A prática dominante de realimentação da subalternidade das massas populares estabelece os limites das motivações e mobilizações para as lutas a favor de demandas sociais e por direitos: restringirem-se à reivindicação e ao protesto. Ainda assim, esses dois tipos de iniciativas de mobilização social poderão contribuir, em casos particulares, para a acumulação de forças populares no sentido de se alcançar as formas de contraconsciência capazes de gerarem a crítica radical à ordem estabelecida, desde que essas iniciativas sejam portadoras, mesmo em caráter ainda incipiente, de uma ‘ideologia abrangente’ com potencial estratégico de mudanças.
 
Marx afirmava que a história não faz nada. A emancipação humana é uma tarefa nossa, de homens e mulheres que agem sob condições dadas e que, apoiados por teorias adequadas, procuram pela sua ação abrir um futuro. Quem sabe, como indagou José Saramago, uma insurreição das consciências livres é o que necessitaríamos. Será ainda possível?
 
É tempo --- desde há muito tempo, de se lutar contra a morte, contra os Impérios e a mundialização capitalista porque eles advogam ideologicamente uma mundialização feliz, o melhor dos mundos, enquanto de fato nos torna miseráveis como pessoas e como povos.  E pretendem fazer de tudo uma mercadoria, inclusive os nossos sonhos e as nossas utopias.
 
É preciso coragem para começar nosso discurso pela negação: rejeitar um mundo que sentimos que está equivocado, que sentimos ser negativo. Afirmar que as verdades que nos tentam infundir são verdades de um mundo falso. De um mundo ao avesso. Nossa negação é uma recusa a aceitar a inevitabilidade da desigualdade, da miséria, da exploração e da violência crescentes.[6]
 
Deveremos ampliar os esforços para romper com essa inércia ideológica que é a base da anomia social e, portanto, da inércia social e política. Assumirmos a necessária ofensiva ideológica e política contra as instituições reformistas e cooptadas das classes populares. Essa é condição necessária para que o neosujeito consumidor se converta num sujeito social ativo pela emancipação humana.
 
Então, necessitamos gritar, arrancar as mordaças da mente e do coração. Não deveremos nos envergonhar de possuirmos esperanças e de defendermos a utopia de um mundo diferente e melhor do que este em que vivemos.
 
 (Curitiba, 9 de setembro de 2009)


[1] Marcuse, Herbert (1973). A ideologia da sociedade industrial. O homem unidimensional. Rio de Janeiro, Zahar, 5ª ed. p. 85.
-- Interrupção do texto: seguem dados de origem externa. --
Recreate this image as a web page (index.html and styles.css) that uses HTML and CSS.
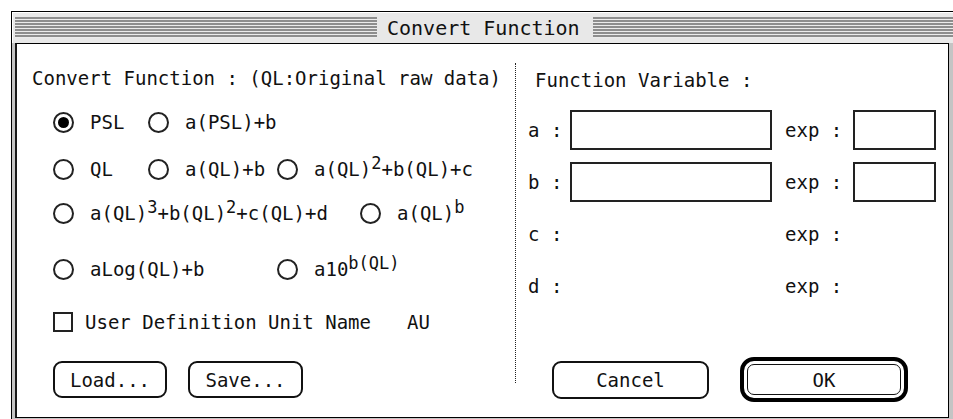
FILE: index.html
```html
<!DOCTYPE html>
<html>
<head>
<meta charset="utf-8">
<title>Convert Function</title>
<link rel="stylesheet" href="styles.css">
</head>
<body>
<div class="window">
  <div class="titlebar">
    <div class="stripes stripes-left"></div>
    <div class="title">Convert Function</div>
    <div class="stripes stripes-right"></div>
  </div>
  <div class="frame">
    <div class="content">
      <div class="panel-left">
        <div class="heading">Convert Function : (QL:Original raw data)</div>
        <div class="row r1">
          <div class="opt w95"><span class="radio on"></span><span class="lbl">PSL</span></div>
          <div class="opt"><span class="radio"></span><span class="lbl">a(PSL)+b</span></div>
        </div>
        <div class="row r2">
          <div class="opt w95"><span class="radio"></span><span class="lbl">QL</span></div>
          <div class="opt w129"><span class="radio"></span><span class="lbl">a(QL)+b</span></div>
          <div class="opt"><span class="radio"></span><span class="lbl">a(QL)<sup>2</sup>+b(QL)+c</span></div>
        </div>
        <div class="row r3">
          <div class="opt w307"><span class="radio"></span><span class="lbl">a(QL)<sup>3</sup>+b(QL)<sup>2</sup>+c(QL)+d</span></div>
          <div class="opt"><span class="radio"></span><span class="lbl">a(QL)<sup>b</sup></span></div>
        </div>
        <div class="row r4">
          <div class="opt w224"><span class="radio"></span><span class="lbl">aLog(QL)+b</span></div>
          <div class="opt"><span class="radio"></span><span class="lbl">a10<sup>b(QL)</sup></span></div>
        </div>
        <div class="row check-row">
          <span class="checkbox"></span><span class="check-lbl">User Definition Unit Name</span><span class="unit">AU</span>
        </div>
        <div class="btn-row-left">
          <div class="btn btn-load">Load...</div>
          <div class="btn btn-save">Save...</div>
        </div>
      </div>
      <div class="divider"></div>
      <div class="panel-right">
        <div class="heading-r">Function Variable :</div>
        <div class="var-row first">
          <span class="var-lbl">a :</span><span class="field"></span><span class="exp-lbl">exp :</span><span class="field-exp"></span>
        </div>
        <div class="var-row">
          <span class="var-lbl">b :</span><span class="field"></span><span class="exp-lbl">exp :</span><span class="field-exp"></span>
        </div>
        <div class="var-row">
          <span class="var-lbl">c :</span><span class="field-empty"></span><span class="exp-lbl">exp :</span>
        </div>
        <div class="var-row">
          <span class="var-lbl">d :</span><span class="field-empty"></span><span class="exp-lbl">exp :</span>
        </div>
        <div class="btn-row-right">
          <div class="btn btn-cancel">Cancel</div>
          <div class="ok-ring"><div class="btn btn-ok">OK</div></div>
        </div>
      </div>
    </div>
  </div>
</div>
</body>
</html>
```

FILE: styles.css
```css
html, body {
  margin: 0;
  padding: 0;
  background: #ffffff;
}
body {
  font-family: "DejaVu Sans Mono", "Liberation Mono", monospace;
  font-size: 19px;
  color: #111;
  width: 953px;
  height: 419px;
  overflow: hidden;
}
.window {
  margin: 11px 0 0 11px;
  width: 942px;
  height: 408px;
  box-sizing: border-box;
  border-top: 1px solid #000;
  border-left: 1px solid #000;
  background: #dcdcdc;
  display: flex;
  flex-direction: column;
}
.titlebar {
  height: 31px;
  flex: none;
  display: flex;
  align-items: center;
  padding-left: 3px;
  background: #e8e8e8;
  box-shadow: inset 1px 1px 0 #ffffff;
}
.stripes {
  height: 21px;
  background: repeating-linear-gradient(to bottom, #8e8e8e 0, #8e8e8e 2px, #ececec 2px, #ececec 3px);
}
.stripes-left {
  width: 362px;
}
.stripes-right {
  flex: 1;
  margin-left: 11px;
}
.title {
  width: 195px;
  margin-left: 10px;
  font-size: 20px;
  line-height: 22px;
  color: #111;
  white-space: nowrap;
}
.frame {
  flex: 1;
  display: flex;
  padding: 0 4px 1px 3px;
  background: #c4c4c4;
}
.content {
  flex: 1;
  display: flex;
  background: #fff;
  border: 1px solid #000;
  border-left: 2px solid #1a1a1a;
}
.panel-left {
  width: 498px;
  flex: none;
  display: flex;
  flex-direction: column;
}
.heading {
  margin: 23px 0 0 15px;
  line-height: 22px;
  white-space: nowrap;
}
.row {
  display: flex;
  align-items: center;
  height: 24px;
  margin-left: 36px;
  white-space: nowrap;
}
.r1 { margin-top: 21px; }
.r2 { margin-top: 23px; }
.r3 { margin-top: 20px; }
.r4 { margin-top: 32px; }
.check-row { margin-top: 29px; }
.opt {
  display: flex;
  align-items: center;
  gap: 16px;
}
.w95 { width: 95px; }
.w129 { width: 129px; }
.w224 { width: 224px; }
.w307 { width: 307px; }
.radio {
  width: 21px;
  height: 21px;
  box-sizing: border-box;
  border: 2px solid #222;
  border-radius: 50%;
  display: flex;
  align-items: center;
  justify-content: center;
  flex: none;
}
.radio.on::after {
  content: "";
  width: 11px;
  height: 11px;
  border-radius: 50%;
  background: #000;
}
.lbl {
  line-height: 24px;
}
sup {
  font-size: 17px;
  line-height: 0;
  vertical-align: 7px;
}
.checkbox {
  width: 20px;
  height: 20px;
  box-sizing: border-box;
  border: 2px solid #222;
  flex: none;
}
.check-lbl {
  margin-left: 12px;
}
.unit {
  margin-left: 36px;
}
.btn {
  box-sizing: border-box;
  border: 2px solid #111;
  border-radius: 9px;
  display: flex;
  align-items: center;
  justify-content: center;
  background: #fff;
}
.btn-row-left {
  display: flex;
  margin: 27px 0 0 36px;
  gap: 21px;
}
.btn-load { width: 114px; height: 37px; }
.btn-save { width: 115px; height: 37px; }
.divider {
  width: 0;
  height: 320px;
  margin-top: 19px;
  border-left: 1px dotted #222;
  flex: none;
}
.panel-right {
  flex: 1;
  display: flex;
  flex-direction: column;
  padding-left: 12px;
}
.heading-r {
  margin: 25px 0 0 7px;
  line-height: 22px;
  white-space: nowrap;
}
.var-row {
  display: flex;
  align-items: center;
  height: 52px;
  white-space: nowrap;
}
.var-row.first { margin-top: 13px; }
.var-lbl {
  width: 42px;
  flex: none;
}
.field, .field-empty {
  width: 202px;
  height: 40px;
  box-sizing: border-box;
  flex: none;
}
.field {
  border: 2px solid #222;
}
.exp-lbl {
  width: 68px;
  margin-left: 13px;
  flex: none;
}
.field-exp {
  width: 83px;
  height: 40px;
  box-sizing: border-box;
  border: 2px solid #222;
  flex: none;
}
.btn-row-right {
  display: flex;
  align-items: center;
  margin: 45px 0 0 24px;
}
.btn-cancel {
  width: 157px;
  height: 38px;
}
.ok-ring {
  margin-left: 31px;
  width: 168px;
  height: 45px;
  box-sizing: border-box;
  border: 4px solid #000;
  border-radius: 14px;
  padding: 3px;
  display: flex;
}
.btn-ok {
  flex: 1;
  border-width: 1px;
  border-radius: 7px;
}
```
[2] Saunders, Frances Stonor (2008). Quem pagou a conta? A CIA na guerra fria da cultura. Rio de Janeiro, Record, pp. 32 ss
[3] Adaptado a partir das sugestões de Dardot, Pierre e Laval, Christian (2009), in La Nouvelle Raison du Monde. Essai sur la societé neoliberal. Paris, Éditions La Découverte, pp. 448 ss.
[4] Ver Carvalho, Horacio Martins (2008). A hegemonia burguesa e a "consciência feliz das massas populares". Curitiba, junho, mimeo, 17 pp.
 
[5] Meszáros, Istvan (2004). O poder da ideologia. São Paulo, Boitempo, pp. 233 ss.
[6] Ver Holloway, John (2003). Mudar o mundo sem tomar o poder. São Paulo, Viramundo, ,pp. 58 ss.